» **Your instructions**: Within the listing below, locate all lines containing the word "styles". Copy each one.

════

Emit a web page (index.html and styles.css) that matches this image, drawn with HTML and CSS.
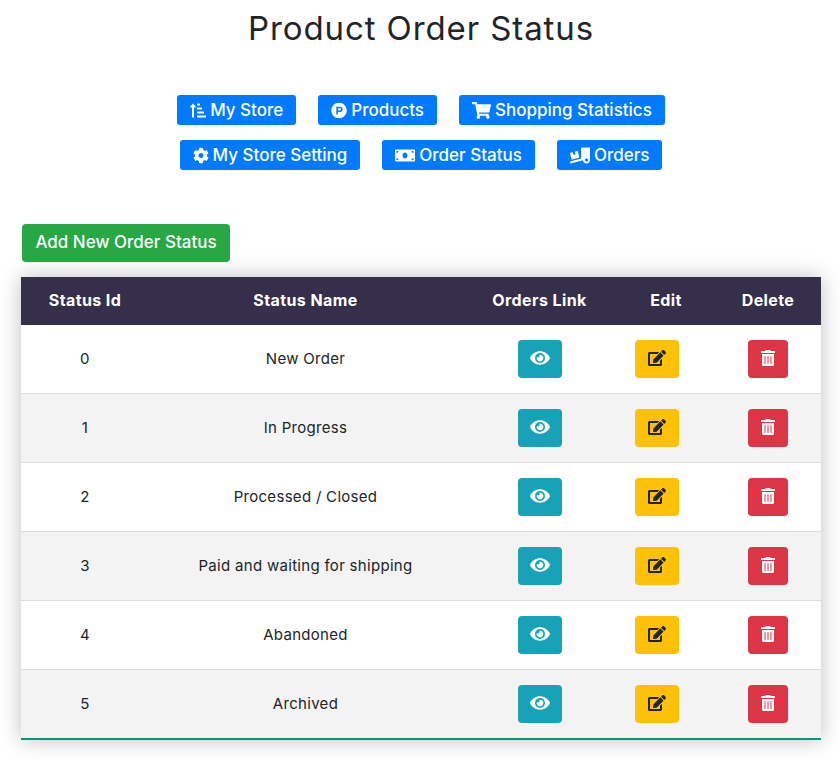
FILE: index.html
```html
<!DOCTYPE html>
<html lang="en">

<head>
    <meta charset="UTF-8">
    <meta name="viewport" content="width=device-width,initial-scale=1.0">
    <title>Product Order Status</title>
    <link rel="stylesheet" href="styles.css">
</head>

<body>
    <svg class="icon-defs" width="0" height="0">
        <symbol id="i-eye" viewBox="0 0 576 512"><path d="M572.52 241.4C518.29 135.59 410.93 64 288 64S57.68 135.64 3.48 241.41a32.35 32.35 0 0 0 0 29.19C57.71 376.41 165.07 448 288 448s230.32-71.64 284.52-177.41a32.35 32.35 0 0 0 0-29.19zM288 400a144 144 0 1 1 144-144 143.93 143.93 0 0 1-144 144zm0-240a95.31 95.31 0 0 0-25.31 3.79 47.85 47.85 0 0 1-66.9 66.9A95.78 95.78 0 1 0 288 160z"/></symbol>
        <symbol id="i-edit" viewBox="0 0 576 512"><path d="M402.6 83.2l90.2 90.2c3.8 3.8 3.8 10 0 13.8L274.4 405.6l-92.8 10.3c-12.4 1.4-22.9-9.1-21.5-21.5l10.3-92.8L388.8 83.2c3.8-3.8 10-3.8 13.8 0zm162-22.9l-48.8-48.8c-15.2-15.2-39.9-15.2-55.2 0l-35.4 35.4c-3.8 3.8-3.8 10 0 13.8l90.2 90.2c3.8 3.8 10 3.8 13.8 0l35.4-35.4c15.2-15.3 15.2-40 0-55.2zM384 346.2V448H64V128h229.8c3.2 0 6.2-1.3 8.5-3.5l40-40c7.6-7.6 2.2-20.5-8.5-20.5H48C21.5 64 0 85.5 0 112v352c0 26.5 21.5 48 48 48h352c26.5 0 48-21.5 48-48V306.2c0-10.7-12.9-16-20.5-8.5l-40 40c-2.2 2.3-3.5 5.3-3.5 8.5z"/></symbol>
        <symbol id="i-trash" viewBox="0 0 448 512"><path d="M32 464a48 48 0 0 0 48 48h288a48 48 0 0 0 48-48V128H32zm272-256a16 16 0 0 1 32 0v224a16 16 0 0 1-32 0zm-96 0a16 16 0 0 1 32 0v224a16 16 0 0 1-32 0zm-96 0a16 16 0 0 1 32 0v224a16 16 0 0 1-32 0zM432 32H312l-9.4-18.7A24 24 0 0 0 281.1 0H166.8a23.72 23.72 0 0 0-21.4 13.3L136 32H16A16 16 0 0 0 0 48v32a16 16 0 0 0 16 16h416a16 16 0 0 0 16-16V48a16 16 0 0 0-16-16z"/></symbol>
    </svg>

    <div class="page">
        <h1 class="page-title">Product Order Status</h1>

        <!-- Store menu -->
        <div class="store-menu">
            <div class="menu-row">
                <a class="menu-btn" href="#">
                    <svg class="menu-icon" viewBox="0 0 512 512"><path d="M240 96h64a16 16 0 0 0 16-16V48a16 16 0 0 0-16-16h-64a16 16 0 0 0-16 16v32a16 16 0 0 0 16 16zm0 128h128a16 16 0 0 0 16-16v-32a16 16 0 0 0-16-16H240a16 16 0 0 0-16 16v32a16 16 0 0 0 16 16zm256 192H240a16 16 0 0 0-16 16v32a16 16 0 0 0 16 16h256a16 16 0 0 0 16-16v-32a16 16 0 0 0-16-16zm-256-64h192a16 16 0 0 0 16-16v-32a16 16 0 0 0-16-16H240a16 16 0 0 0-16 16v32a16 16 0 0 0 16 16zM16 160h48v304a16 16 0 0 0 16 16h32a16 16 0 0 0 16-16V160h48c14.21 0 21.39-17.24 11.31-27.31l-80-96a16 16 0 0 0-22.62 0l-80 96C-5.35 142.74 1.77 160 16 160z"/></svg>
                    My Store
                </a>
                <a class="menu-btn" href="#">
                    <svg class="menu-icon" viewBox="0 0 512 512"><path d="M326.3 218.8c0 20.5-16.7 37.2-37.2 37.2h-70.3v-74.4h70.3c20.5 0 37.2 16.7 37.2 37.2zM504 256c0 137-111 248-248 248S8 393 8 256 119 8 256 8s248 111 248 248zm-128.1-37.2c0-47.9-38.9-86.8-86.8-86.8H169.2v248h49.6v-74.4h70.3c47.9 0 86.8-38.9 86.8-86.8z"/></svg>
                    Products
                </a>
                <a class="menu-btn" href="#">
                    <svg class="menu-icon cart-icon" viewBox="0 0 576 512"><path d="M528.12 301.319l47.273-208C578.806 78.301 567.391 64 551.99 64H159.208l-9.166-44.81C147.758 8.021 137.93 0 126.529 0H24C10.745 0 0 10.745 0 24v16c0 13.255 10.745 24 24 24h69.883l70.248 343.435C147.325 417.1 136 435.222 136 456c0 30.928 25.072 56 56 56s56-25.072 56-56c0-15.674-6.447-29.835-16.824-40h209.647C430.447 426.165 424 440.326 424 456c0 30.928 25.072 56 56 56s56-25.072 56-56c0-22.172-12.888-41.332-31.579-50.405l5.517-24.276c3.413-15.018-8.002-29.319-23.403-29.319H218.117l-6.545-32h293.145c11.206 0 20.92-7.754 23.403-18.681z"/></svg>
                    Shopping Statistics
                </a>
            </div>
            <div class="menu-row">
                <a class="menu-btn" href="#">
                    <svg class="menu-icon" viewBox="0 0 512 512"><path d="M487.4 315.7l-42.6-24.6c4.3-23.2 4.3-47 0-70.2l42.6-24.6c4.9-2.8 7.1-8.6 5.5-14-11.1-35.6-30-67.8-54.7-94.6-3.8-4.1-10-5.1-14.8-2.3L380.8 110c-17.9-15.4-38.5-27.3-60.8-35.1V25.8c0-5.6-3.9-10.5-9.4-11.7-36.7-8.2-74.3-7.8-109.2 0-5.5 1.2-9.4 6.1-9.4 11.7V75c-22.2 7.9-42.8 19.8-60.8 35.1L88.7 85.5c-4.9-2.8-11-1.9-14.8 2.3-24.7 26.7-43.6 58.9-54.7 94.6-1.7 5.4.6 11.2 5.5 14L67.3 221c-4.3 23.2-4.3 47 0 70.2l-42.6 24.6c-4.9 2.8-7.1 8.6-5.5 14 11.1 35.6 30 67.8 54.7 94.6 3.8 4.1 10 5.1 14.8 2.3l42.6-24.6c17.9 15.4 38.5 27.3 60.8 35.1v49.2c0 5.6 3.9 10.5 9.4 11.7 36.7 8.2 74.3 7.8 109.2 0 5.5-1.2 9.4-6.1 9.4-11.7v-49.2c22.2-7.9 42.8-19.8 60.8-35.1l42.6 24.6c4.9 2.8 11 1.9 14.8-2.3 24.7-26.7 43.6-58.9 54.7-94.6 1.5-5.5-.7-11.3-5.6-14.1zM256 336c-44.1 0-80-35.9-80-80s35.9-80 80-80 80 35.9 80 80-35.9 80-80 80z"/></svg>
                    My Store Setting
                </a>
                <a class="menu-btn" href="#">
                    <svg class="menu-icon wide-icon" viewBox="0 0 640 512"><path d="M608 64H32C14.33 64 0 78.33 0 96v320c0 17.67 14.33 32 32 32h576c17.67 0 32-14.33 32-32V96c0-17.67-14.33-32-32-32zM48 400v-64c35.35 0 64 28.65 64 64H48zm0-224v-64h64c0 35.35-28.65 64-64 64zm272 176c-44.19 0-80-42.99-80-96 0-53.02 35.82-96 80-96s80 42.98 80 96c0 53.03-35.83 96-80 96zm272 48h-64c0-35.35 28.65-64 64-64v64zm0-224c-35.35 0-64-28.65-64-64h64v64z"/></svg>
                    Order Status
                </a>
                <a class="menu-btn" href="#">
                    <svg class="menu-icon wide-icon" viewBox="0 0 640 512"><path d="M50.2 375.6c2.3 8.5 11.1 13.6 19.6 11.3l216.4-58c8.5-2.3 13.6-11.1 11.3-19.6l-49.7-185.5c-2.3-8.5-11.1-13.6-19.6-11.3L151 133.3l24.8 92.7-61.8 16.5-24.8-92.7-77.3 20.7C3.4 172.8-1.7 181.6.6 190.1l49.6 185.5zM384 0c-17.7 0-32 14.3-32 32v323.6L5.9 450c-4.3 1.2-6.8 5.6-5.6 9.8l12.6 46.3c1.2 4.3 5.6 6.8 9.8 5.6l393.7-107.4C418.8 464.1 467.6 512 528 512c61.9 0 112-50.1 112-112V0H384zm144 448c-26.5 0-48-21.5-48-48s21.5-48 48-48 48 21.5 48 48-21.5 48-48 48z"/></svg>
                    Orders
                </a>
            </div>
        </div>

        <a class="add-btn" href="#">Add New Order Status</a>

        <table class="status-table">
            <thead>
                <tr>
                    <th class="col-id">Status Id</th>
                    <th class="col-name">Status Name</th>
                    <th class="col-link">Orders Link</th>
                    <th class="col-edit">Edit</th>
                    <th class="col-delete">Delete</th>
                </tr>
            </thead>
            <tbody>
                <tr>
                    <td>0</td>
                    <td>New Order</td>
                    <td><a class="act-btn btn-view" href="#"><svg class="act-icon"><use href="#i-eye"/></svg></a></td>
                    <td><a class="act-btn btn-edit" href="#"><svg class="act-icon"><use href="#i-edit"/></svg></a></td>
                    <td><a class="act-btn btn-delete" href="#"><svg class="act-icon"><use href="#i-trash"/></svg></a></td>
                </tr>
                <tr>
                    <td>1</td>
                    <td>In Progress</td>
                    <td><a class="act-btn btn-view" href="#"><svg class="act-icon"><use href="#i-eye"/></svg></a></td>
                    <td><a class="act-btn btn-edit" href="#"><svg class="act-icon"><use href="#i-edit"/></svg></a></td>
                    <td><a class="act-btn btn-delete" href="#"><svg class="act-icon"><use href="#i-trash"/></svg></a></td>
                </tr>
                <tr>
                    <td>2</td>
                    <td>Processed / Closed</td>
                    <td><a class="act-btn btn-view" href="#"><svg class="act-icon"><use href="#i-eye"/></svg></a></td>
                    <td><a class="act-btn btn-edit" href="#"><svg class="act-icon"><use href="#i-edit"/></svg></a></td>
                    <td><a class="act-btn btn-delete" href="#"><svg class="act-icon"><use href="#i-trash"/></svg></a></td>
                </tr>
                <tr>
                    <td>3</td>
                    <td>Paid and waiting for shipping</td>
                    <td><a class="act-btn btn-view" href="#"><svg class="act-icon"><use href="#i-eye"/></svg></a></td>
                    <td><a class="act-btn btn-edit" href="#"><svg class="act-icon"><use href="#i-edit"/></svg></a></td>
                    <td><a class="act-btn btn-delete" href="#"><svg class="act-icon"><use href="#i-trash"/></svg></a></td>
                </tr>
                <tr>
                    <td>4</td>
                    <td>Abandoned</td>
                    <td><a class="act-btn btn-view" href="#"><svg class="act-icon"><use href="#i-eye"/></svg></a></td>
                    <td><a class="act-btn btn-edit" href="#"><svg class="act-icon"><use href="#i-edit"/></svg></a></td>
                    <td><a class="act-btn btn-delete" href="#"><svg class="act-icon"><use href="#i-trash"/></svg></a></td>
                </tr>
                <tr>
                    <td>5</td>
                    <td>Archived</td>
                    <td><a class="act-btn btn-view" href="#"><svg class="act-icon"><use href="#i-eye"/></svg></a></td>
                    <td><a class="act-btn btn-edit" href="#"><svg class="act-icon"><use href="#i-edit"/></svg></a></td>
                    <td><a class="act-btn btn-delete" href="#"><svg class="act-icon"><use href="#i-trash"/></svg></a></td>
                </tr>
            </tbody>
        </table>
    </div>
</body>

</html>
```

FILE: styles.css
```css
* {
    margin: 0;
    padding: 0;
    box-sizing: border-box;
}

html,
body {
    height: 100%;
    font-family: 'Inter', 'Open Sans', sans-serif;
    background-color: #fff;
    color: #212529;
    overflow: hidden;
}

.icon-defs {
    position: absolute;
}

.page {
    padding: 0 19px 0 21px;
}

.page-title {
    height: 95px;
    padding-top: 9px;
    font-size: 33px;
    line-height: 38px;
    font-weight: 400;
    letter-spacing: 0.9px;
    text-align: center;
}

/* Store menu */
.store-menu {
    display: flex;
    flex-direction: column;
    gap: 15px;
}

.menu-row {
    display: flex;
    justify-content: center;
    gap: 22px;
}

.menu-btn {
    display: flex;
    align-items: center;
    justify-content: center;
    gap: 4px;
    height: 30px;
    padding: 0 13px;
    background-color: #007bff;
    color: #fff;
    border-radius: 3px;
    font-size: 17px;
    font-weight: 500;
    text-decoration: none;
}

.menu-icon {
    width: 16px;
    height: 17px;
    fill: currentColor;
}

.cart-icon {
    width: 19px;
}

.wide-icon {
    width: 20px;
}

.add-btn {
    display: inline-block;
    margin: 54px 0 15px 1px;
    width: 208px;
    height: 38px;
    background-color: #28a745;
    color: #fff;
    border-radius: 4px;
    font-size: 17px;
    font-weight: 500;
    line-height: 37px;
    text-align: center;
    text-decoration: none;
}

/* Status table */
.status-table {
    width: 800px;
    table-layout: fixed;
    border-collapse: separate;
    border-spacing: 0;
    box-shadow: 0 0 20px rgba(0, 0, 0, 0.25);
    border-bottom: 2px solid #009879;
    font-size: 15px;
    letter-spacing: 0.3px;
    text-align: center;
}

.status-table th {
    height: 48px;
    padding-bottom: 2px;
    background-color: #352f4b;
    color: #fff;
    font-size: 16px;
    font-weight: 700;
    letter-spacing: 0.4px;
}

.col-id {
    width: 128px;
}

.col-name {
    width: 313px;
}

.col-link {
    width: 155px;
}

.col-edit {
    width: 98px;
}

.status-table td {
    height: 69px;
    border-bottom: 1px solid #ddd;
    vertical-align: middle;
}

/* id and name text sit a little above the middle of the row */
.status-table td:nth-child(-n+2) {
    padding-bottom: 2px;
}

.status-table tbody tr:nth-child(even) {
    background-color: #f3f3f3;
}

.status-table tbody tr:last-child td {
    height: 68px;
    border-bottom: none;
}

.act-btn {
    display: inline-flex;
    align-items: center;
    justify-content: center;
    width: 44px;
    height: 38px;
    padding-bottom: 2px;
    border-radius: 4px;
    vertical-align: middle;
}

.act-icon {
    width: 18px;
    height: 16px;
    fill: currentColor;
}

.btn-view {
    background-color: #17a2b8;
    color: #fff;
}

.btn-view .act-icon {
    width: 20px;
    height: 18px;
}

.btn-edit {
    margin-right: 18px;
    background-color: #ffc107;
    color: #212529;
}

.btn-delete {
    width: 40px;
    background-color: #dc3545;
    color: #fff;
}
```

════

» **Correct response**:
Emit a web page (index.html and styles.css) that matches this image, drawn with HTML and CSS.
    <link rel="stylesheet" href="styles.css">
FILE: styles.css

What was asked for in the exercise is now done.